Nadawca nie podał żadnych swoich danych. Z otrzymywanych wiadomości wynikało jedynie, że osoba jest z Kalisza, a samobójca jest mocno zdesperowany.
Napisał „nie dzwoń, nie warto, nie przekonasz mnie do życia, tabletki działają i zaraz stracę przytomność” i kolejny SMS „nie ma sensu żyć, a Twój numer wybrałam w ciemno, nawet Cię nie znam”.
Przeprowadzone błyskawicznie czynności pozwoliły na ustalenie nadawcy. Okazała się nim mieszkanka Żar, 28-letnia Izabela K.
Dzielnicowi – mł. asp. Bartosz Malinowski i mł. asp. Mariusz Sendrowicz pojechali do jej mieszkania, nikt jednak nie otwierał im drzwi. Na miejsce przyjechała również wcześniej powiadomiona przez policjantów matka Izabeli.

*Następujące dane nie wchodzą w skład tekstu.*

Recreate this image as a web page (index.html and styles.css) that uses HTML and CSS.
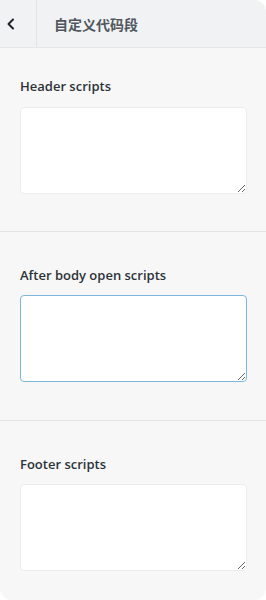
FILE: index.html
```html
<!DOCTYPE html>
<html lang="zh-CN">
<head>
    <title>自定义代码段</title>
    <meta charset="utf-8">
    <meta name="viewport" content="width=device-width,minimum-scale=1.0,maximum-scale=1.0,user-scalable=no">
    <link rel="stylesheet" href="styles.css">
</head>
<body>
<div class="panel">
    <div class="panel-head">
        <button class="back" type="button" aria-label="返回">
            <svg width="10" height="12" viewBox="0 0 10 12">
                <path d="M7 1.5 L2.5 6 L7 10.5" fill="none" stroke="#1d2327" stroke-width="2" stroke-linecap="round" stroke-linejoin="round"/>
            </svg>
        </button>
        <div class="head-title">自定义代码段</div>
    </div>
    <div class="section first">
        <label class="label" for="header-scripts">Header scripts</label>
        <textarea class="code" id="header-scripts"></textarea>
    </div>
    <div class="section">
        <label class="label" for="body-scripts">After body open scripts</label>
        <textarea class="code focus" id="body-scripts"></textarea>
    </div>
    <div class="section">
        <label class="label" for="footer-scripts">Footer scripts</label>
        <textarea class="code" id="footer-scripts"></textarea>
    </div>
</div>
</body>
</html>
```

FILE: styles.css
```css
html, body {
    margin: 0;
    padding: 0;
    background: #fff;
}
.panel {
    width: 266px;
    height: 600px;
    background: #f7f7f7;
    border-radius: 0 12px 12px 12px;
    overflow: hidden;
    font-family: "Open Sans", "Noto Sans", "Noto Sans CJK SC", sans-serif;
}
.panel-head {
    display: flex;
    align-items: stretch;
    height: 47px;
    background: #f1f2f3;
    border-bottom: 1px solid #e6e7e8;
}
.back {
    width: 37px;
    border: 0;
    border-right: 1px solid #e2e3e5;
    background: transparent;
    display: flex;
    align-items: center;
    justify-content: flex-start;
    padding: 0 0 0 6px;
}
.head-title {
    display: flex;
    align-items: center;
    padding-left: 17px;
    font-family: "Noto Sans CJK SC", sans-serif;
    font-size: 14px;
    font-weight: 700;
    color: #50575e;
}
.section {
    display: flex;
    flex-direction: column;
    padding: 33px 19px 38px 20px;
    border-top: 1px solid #e2e3e5;
}
.section.first {
    padding-top: 28px;
    padding-bottom: 37px;
    border-top: 0;
}
.label {
    line-height: 20px;
    font-size: 13px;
    font-weight: 600;
    color: #2c3338;
    margin-bottom: 10px;
}
.section.first .label {
    margin-bottom: 11px;
}
.code {
    box-sizing: border-box;
    width: 100%;
    height: 87px;
    margin: 0;
    background: #fff;
    border: 1px solid #ececed;
    border-radius: 4px;
    resize: vertical;
    outline: none;
}
.code.focus {
    border-color: #7db6dc;
}
```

Miała przy sobie klucze do mieszkania. Policjanci w mieszkaniu zastali kobietę. Kontakt z nią był już znacznie utrudniony. Jak się okazało połknęła ponad 30 tabletek. W chwilę potem pogotowie przewiozło kobietę do Szpitala w Żarach. Sprawę wyjaśniają żarscy policjanci.